The gray lines are cut deeper than the rest, at regular intervals. If I put a rules acrosse the wasteboard along the X I can just see that there is a slight difference in depth. For my wood projects this issue is irrelevant, but I would like to understand the cause …
Facing operation is cutting a strip long the X axis before moving on the Y to do the next strip, so the “bands” goes against the direction of cutting.
Also Z depth is set outside the wasteboard and the facing bit moves into the wasteboard from the side. There is no Z depth change during cutting at all.
What material are you using for your waste board? Typically I use MDF, but if you are using something with grain such as plywood, you may get tiny variation.
What is the diameter of the cutter you are using to surface your board?
If the spindle axis is not exactly perpendicular to your waste board you will have problems. Your passes might slant a little and you would then have a noticable step where you go from one pass to the next. Tipped another way you might be cutting coves in the wood where the deep part is in the center of the cut.
If I am reading your comments correctly, it seems that the low spots are perpendicular to the direction you are cutting. This does seem strange. Are you cutting deep enough that all of the surface is freshly exposed?
I am using MDF for my wasteboard and the facing bit is a 20mm diameter 2 flute flat. Wish I had a larger one…
And yes, I am cutting deep enough, whole surface is freshly exposed.

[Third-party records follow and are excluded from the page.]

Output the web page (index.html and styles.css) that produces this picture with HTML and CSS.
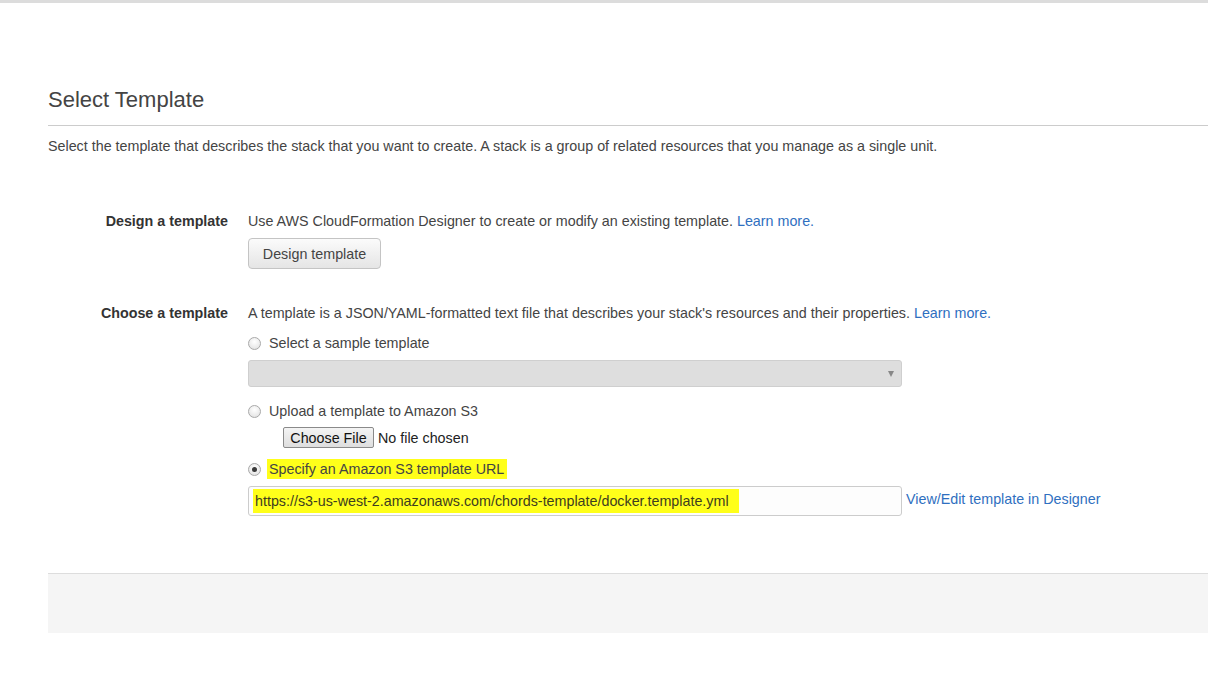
FILE: index.html
```html
<!DOCTYPE html>
<html>
<head>
<meta charset="utf-8">
<link rel="stylesheet" href="styles.css">
</head>
<body>
<div class="topbar"></div>
<div class="page">
  <h1 class="title">Select Template</h1>
  <p class="desc">Select the template that describes the stack that you want to create. A stack is a group of related resources that you manage as a single unit.</p>

  <div class="row row-design">
    <div class="label">Design a template</div>
    <div class="content">
      <div class="line">Use AWS CloudFormation Designer to create or modify an existing template. <a class="link" href="#">Learn more.</a></div>
      <button class="btn">Design template</button>
    </div>
  </div>

  <div class="row row-choose">
    <div class="label">Choose a template</div>
    <div class="content">
      <div class="line">A template is a JSON/YAML-formatted text file that describes your stack's resources and their properties. <a class="link" href="#">Learn more.</a></div>

      <label class="radio-line r1"><span class="radio"></span>Select a sample template</label>
      <div class="select"><span class="arrow"></span></div>

      <label class="radio-line r2"><span class="radio"></span>Upload a template to Amazon S3</label>
      <div class="file-row"><span class="file-btn">Choose File</span><span class="file-text">No file chosen</span></div>

      <label class="radio-line r3"><span class="radio checked"></span><span class="hl hl-label">Specify an Amazon S3 template URL</span></label>
      <div class="url-row">
        <div class="url-input"><span class="hl hl-url">https://s3-us-west-2.amazonaws.com/chords-template/docker.template.yml</span></div>
        <a class="link view-link" href="#">View/Edit template in Designer</a>
      </div>
    </div>
  </div>

  <div class="footer"></div>
</div>
</body>
</html>
```
FILE: styles.css
```css
html, body {
  margin: 0;
  padding: 0;
  background: #ffffff;
}
body {
  font-family: "Liberation Sans", Arial, sans-serif;
  font-size: 14.3px;
  line-height: 18px;
  color: #444444;
}
.topbar {
  height: 3px;
  background: #dcdcdc;
}
.page {
  padding-left: 48px;
}
.title {
  margin: 0;
  padding-top: 84px;
  padding-bottom: 12px;
  font-size: 22px;
  line-height: 26px;
  font-weight: normal;
  color: #444444;
  border-bottom: 1px solid #cccccc;
}
.desc {
  margin: 11px 0 0 0;
  color: #444444;
}
.row {
  display: grid;
  grid-template-columns: 180px 1fr;
  column-gap: 20px;
}
.row-design {
  margin-top: 57px;
}
.row-choose {
  margin-top: 35px;
}
.label {
  text-align: right;
  font-weight: bold;
  color: #333333;
  font-size: 14.3px;
}
.content {
  display: flex;
  flex-direction: column;
  align-items: flex-start;
}
.link {
  color: #2f6fc0;
  text-decoration: none;
}
.btn {
  margin-top: 8px;
  width: 133px;
  height: 31px;
  border: 1px solid #c4c4c4;
  border-radius: 4px;
  background: linear-gradient(#fbfbfb, #e5e5e5);
  font-family: "Liberation Sans", Arial, sans-serif;
  font-size: 14.3px;
  color: #444444;
  padding: 0;
}
.radio-line {
  display: flex;
  align-items: center;
  height: 18px;
}
.r1 { margin-top: 12px; }
.r2 { margin-top: 15px; }
.r3 { margin-top: 12px; }
.radio {
  width: 11px;
  height: 11px;
  border: 1px solid #a9a9a9;
  border-radius: 50%;
  background: radial-gradient(circle at 50% 35%, #ffffff 0%, #e8e8e8 70%, #d6d6d6 100%);
  margin-right: 8px;
  box-sizing: content-box;
  position: relative;
}
.radio.checked::after {
  content: "";
  position: absolute;
  left: 3px;
  top: 3px;
  width: 5px;
  height: 5px;
  border-radius: 50%;
  background: #3a3a3a;
}
.select {
  margin-top: 8px;
  width: 654px;
  height: 27px;
  background: #dedede;
  border: 1px solid #cfcfcf;
  border-radius: 3px;
  box-sizing: border-box;
  display: flex;
  justify-content: flex-end;
  align-items: center;
  padding-right: 7px;
}
.arrow {
  width: 0;
  height: 0;
  border-left: 3px solid transparent;
  border-right: 3px solid transparent;
  border-top: 6px solid #888888;
}
.file-row {
  margin-top: 7px;
  margin-left: 35px;
  display: flex;
  align-items: center;
}
.file-btn {
  width: 91px;
  height: 21px;
  box-sizing: border-box;
  border: 1px solid #8a8a8a;
  border-radius: 2px;
  background: linear-gradient(#f4f4f4, #dedede);
  color: #111111;
  display: flex;
  align-items: center;
  justify-content: center;
  font-size: 14.3px;
}
.file-text {
  margin-left: 4px;
  color: #222222;
}
.hl {
  background: #ffff1a;
}
.hl-label {
  padding: 1px 3px 1px 2px;
  margin-left: -2px;
}
.url-row {
  margin-top: 8px;
  display: flex;
  align-items: flex-start;
}
.url-input {
  width: 654px;
  height: 30px;
  box-sizing: border-box;
  border: 1px solid #cccccc;
  border-radius: 3px;
  background: #fdfdfd;
  display: flex;
  align-items: center;
  padding-left: 4px;
}
.hl-url {
  padding: 3px 10px 3px 2px;
  color: #3d3d20;
}
.view-link {
  margin-left: 4px;
  margin-top: 4px;
}
.footer {
  margin-top: 57px;
  height: 59px;
  background: #f5f5f5;
  border-top: 1px solid #dddddd;
}
```
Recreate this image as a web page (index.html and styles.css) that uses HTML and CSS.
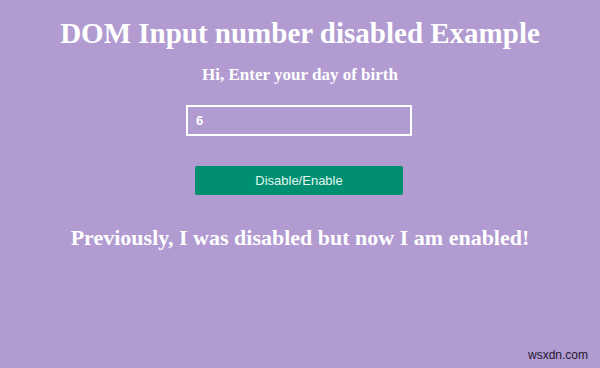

I am starting to wonder if one or more of my X carriage wheels are not round anymore.
The bands of these deeper cut areas indicates something is forcing the bit a tiny amount deeper on regular intervals. With a flat bit a slight change in angle of the bit, in relation to the wasteboard, would cause the outer cutting edge to dig a little deeper.
If a wheel while rotating is no longer truly a circle, could it be causing a slight tilt in the X axis carriage while moving the X direction and thus plunging the outer edge of the cutting bit deeper? If this movement was on one side of the X carriage then the angle of the Z assembly would have to change in relation to the wasteboard I think…
Red is the path the cutter is following, gray the deeper areas I am trying to get rid of. Overlapped areas due to stepover would be between the horisontal red lines.
Something is causing the cutter to change ever so slightly in angle so the cutter goes deeper on regular intervals along the X.
Only camera I have is my smartphone and it is not cooperating with me…
This illustration shows a front view of my wasteboard. Placing a ruler on top and shining a light behind the ruler I can see a small depth change on a regular basis along the X axis.
The issue is miniscule and will not affect the wood based projects I have coming in any significant way so I am not stressed out by this. When I have time I will disassemble the x carriage and check all the wheels to see if one or more of them are no longer round.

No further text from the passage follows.